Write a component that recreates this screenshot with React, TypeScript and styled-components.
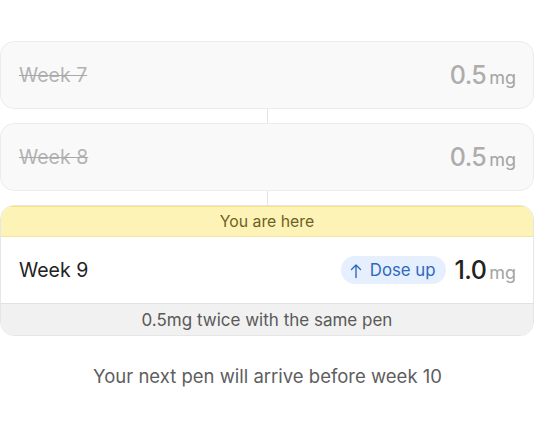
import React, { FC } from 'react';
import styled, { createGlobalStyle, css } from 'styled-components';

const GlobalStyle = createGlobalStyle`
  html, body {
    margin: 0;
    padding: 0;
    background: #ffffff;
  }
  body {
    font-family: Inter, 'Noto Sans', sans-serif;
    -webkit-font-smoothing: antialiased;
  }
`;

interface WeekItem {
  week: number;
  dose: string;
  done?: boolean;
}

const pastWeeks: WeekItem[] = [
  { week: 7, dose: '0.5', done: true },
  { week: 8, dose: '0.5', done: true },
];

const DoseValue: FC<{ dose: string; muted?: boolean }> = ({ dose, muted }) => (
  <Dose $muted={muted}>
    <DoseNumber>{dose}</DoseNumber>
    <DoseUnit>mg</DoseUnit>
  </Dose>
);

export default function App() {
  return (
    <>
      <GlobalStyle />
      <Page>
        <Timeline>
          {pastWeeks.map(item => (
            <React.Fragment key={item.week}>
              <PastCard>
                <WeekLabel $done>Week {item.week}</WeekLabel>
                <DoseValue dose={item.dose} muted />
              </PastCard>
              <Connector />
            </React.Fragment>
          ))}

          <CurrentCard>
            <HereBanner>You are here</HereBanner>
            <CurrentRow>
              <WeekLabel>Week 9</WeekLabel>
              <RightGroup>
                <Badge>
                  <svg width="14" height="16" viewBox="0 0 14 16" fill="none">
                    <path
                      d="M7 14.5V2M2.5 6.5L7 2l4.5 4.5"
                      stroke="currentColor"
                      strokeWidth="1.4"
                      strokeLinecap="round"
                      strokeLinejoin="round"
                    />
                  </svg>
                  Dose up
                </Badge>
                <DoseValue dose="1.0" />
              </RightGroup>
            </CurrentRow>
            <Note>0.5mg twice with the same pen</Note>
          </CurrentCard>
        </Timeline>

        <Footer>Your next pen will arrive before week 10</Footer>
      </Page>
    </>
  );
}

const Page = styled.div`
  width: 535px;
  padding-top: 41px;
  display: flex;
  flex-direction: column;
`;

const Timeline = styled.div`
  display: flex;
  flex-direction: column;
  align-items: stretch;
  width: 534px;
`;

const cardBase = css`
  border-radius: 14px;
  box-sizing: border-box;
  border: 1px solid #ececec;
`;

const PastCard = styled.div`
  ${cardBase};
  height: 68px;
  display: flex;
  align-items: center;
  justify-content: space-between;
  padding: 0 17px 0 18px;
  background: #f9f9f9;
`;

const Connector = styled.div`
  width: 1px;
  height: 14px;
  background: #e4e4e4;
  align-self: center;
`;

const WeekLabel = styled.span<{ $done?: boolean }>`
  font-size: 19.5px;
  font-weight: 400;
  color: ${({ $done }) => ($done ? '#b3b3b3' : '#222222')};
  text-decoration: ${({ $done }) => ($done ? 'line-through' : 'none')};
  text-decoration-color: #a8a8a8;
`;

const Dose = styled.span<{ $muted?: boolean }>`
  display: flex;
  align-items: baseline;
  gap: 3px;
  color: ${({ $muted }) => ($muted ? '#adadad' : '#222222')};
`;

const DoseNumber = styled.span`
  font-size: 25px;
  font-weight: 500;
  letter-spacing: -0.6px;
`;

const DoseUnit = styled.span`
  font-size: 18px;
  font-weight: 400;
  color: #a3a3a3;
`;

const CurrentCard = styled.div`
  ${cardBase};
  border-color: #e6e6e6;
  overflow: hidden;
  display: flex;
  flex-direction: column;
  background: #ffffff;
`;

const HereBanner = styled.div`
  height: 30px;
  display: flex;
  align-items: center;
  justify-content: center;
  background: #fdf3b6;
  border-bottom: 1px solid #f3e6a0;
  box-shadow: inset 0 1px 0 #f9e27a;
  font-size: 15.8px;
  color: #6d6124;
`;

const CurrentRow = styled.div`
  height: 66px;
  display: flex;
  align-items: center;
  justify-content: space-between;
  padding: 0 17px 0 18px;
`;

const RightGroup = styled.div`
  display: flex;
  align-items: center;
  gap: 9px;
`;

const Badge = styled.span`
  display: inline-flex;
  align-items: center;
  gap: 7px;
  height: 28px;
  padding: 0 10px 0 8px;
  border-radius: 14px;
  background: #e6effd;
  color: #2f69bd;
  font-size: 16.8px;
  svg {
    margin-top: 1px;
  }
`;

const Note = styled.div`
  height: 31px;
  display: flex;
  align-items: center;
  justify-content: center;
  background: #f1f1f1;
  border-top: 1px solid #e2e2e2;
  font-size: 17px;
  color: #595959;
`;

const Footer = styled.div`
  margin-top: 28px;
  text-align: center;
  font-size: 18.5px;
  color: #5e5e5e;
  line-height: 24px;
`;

**********

* [What is needed] Give back the whole listing as it stands, minus its pictures.

* [Output for this exercise]
Write a component that recreates this screenshot with React, TypeScript and styled-components.
import React, { FC } from 'react';
import styled, { createGlobalStyle, css } from 'styled-components';

const GlobalStyle = createGlobalStyle`
  html, body {
    margin: 0;
    padding: 0;
    background: #ffffff;
  }
  body {
    font-family: Inter, 'Noto Sans', sans-serif;
    -webkit-font-smoothing: antialiased;
  }
`;

interface WeekItem {
  week: number;
  dose: string;
  done?: boolean;
}

const pastWeeks: WeekItem[] = [
  { week: 7, dose: '0.5', done: true },
  { week: 8, dose: '0.5', done: true },
];

const DoseValue: FC<{ dose: string; muted?: boolean }> = ({ dose, muted }) => (
  <Dose $muted={muted}>
    <DoseNumber>{dose}</DoseNumber>
    <DoseUnit>mg</DoseUnit>
  </Dose>
);

export default function App() {
  return (
    <>
      <GlobalStyle />
      <Page>
        <Timeline>
          {pastWeeks.map(item => (
            <React.Fragment key={item.week}>
              <PastCard>
                <WeekLabel $done>Week {item.week}</WeekLabel>
                <DoseValue dose={item.dose} muted />
              </PastCard>
              <Connector />
            </React.Fragment>
          ))}

          <CurrentCard>
            <HereBanner>You are here</HereBanner>
            <CurrentRow>
              <WeekLabel>Week 9</WeekLabel>
              <RightGroup>
                <Badge>
                  <svg width="14" height="16" viewBox="0 0 14 16" fill="none">
                    <path
                      d="M7 14.5V2M2.5 6.5L7 2l4.5 4.5"
                      stroke="currentColor"
                      strokeWidth="1.4"
                      strokeLinecap="round"
                      strokeLinejoin="round"
                    />
                  </svg>
                  Dose up
                </Badge>
                <DoseValue dose="1.0" />
              </RightGroup>
            </CurrentRow>
            <Note>0.5mg twice with the same pen</Note>
          </CurrentCard>
        </Timeline>

        <Footer>Your next pen will arrive before week 10</Footer>
      </Page>
    </>
  );
}

const Page = styled.div`
  width: 535px;
  padding-top: 41px;
  display: flex;
  flex-direction: column;
`;

const Timeline = styled.div`
  display: flex;
  flex-direction: column;
  align-items: stretch;
  width: 534px;
`;

const cardBase = css`
  border-radius: 14px;
  box-sizing: border-box;
  border: 1px solid #ececec;
`;

const PastCard = styled.div`
  ${cardBase};
  height: 68px;
  display: flex;
  align-items: center;
  justify-content: space-between;
  padding: 0 17px 0 18px;
  background: #f9f9f9;
`;

const Connector = styled.div`
  width: 1px;
  height: 14px;
  background: #e4e4e4;
  align-self: center;
`;

const WeekLabel = styled.span<{ $done?: boolean }>`
  font-size: 19.5px;
  font-weight: 400;
  color: ${({ $done }) => ($done ? '#b3b3b3' : '#222222')};
  text-decoration: ${({ $done }) => ($done ? 'line-through' : 'none')};
  text-decoration-color: #a8a8a8;
`;

const Dose = styled.span<{ $muted?: boolean }>`
  display: flex;
  align-items: baseline;
  gap: 3px;
  color: ${({ $muted }) => ($muted ? '#adadad' : '#222222')};
`;

const DoseNumber = styled.span`
  font-size: 25px;
  font-weight: 500;
  letter-spacing: -0.6px;
`;

const DoseUnit = styled.span`
  font-size: 18px;
  font-weight: 400;
  color: #a3a3a3;
`;

const CurrentCard = styled.div`
  ${cardBase};
  border-color: #e6e6e6;
  overflow: hidden;
  display: flex;
  flex-direction: column;
  background: #ffffff;
`;

const HereBanner = styled.div`
  height: 30px;
  display: flex;
  align-items: center;
  justify-content: center;
  background: #fdf3b6;
  border-bottom: 1px solid #f3e6a0;
  box-shadow: inset 0 1px 0 #f9e27a;
  font-size: 15.8px;
  color: #6d6124;
`;

const CurrentRow = styled.div`
  height: 66px;
  display: flex;
  align-items: center;
  justify-content: space-between;
  padding: 0 17px 0 18px;
`;

const RightGroup = styled.div`
  display: flex;
  align-items: center;
  gap: 9px;
`;

const Badge = styled.span`
  display: inline-flex;
  align-items: center;
  gap: 7px;
  height: 28px;
  padding: 0 10px 0 8px;
  border-radius: 14px;
  background: #e6effd;
  color: #2f69bd;
  font-size: 16.8px;
  svg {
    margin-top: 1px;
  }
`;

const Note = styled.div`
  height: 31px;
  display: flex;
  align-items: center;
  justify-content: center;
  background: #f1f1f1;
  border-top: 1px solid #e2e2e2;
  font-size: 17px;
  color: #595959;
`;

const Footer = styled.div`
  margin-top: 28px;
  text-align: center;
  font-size: 18.5px;
  color: #5e5e5e;
  line-height: 24px;
`;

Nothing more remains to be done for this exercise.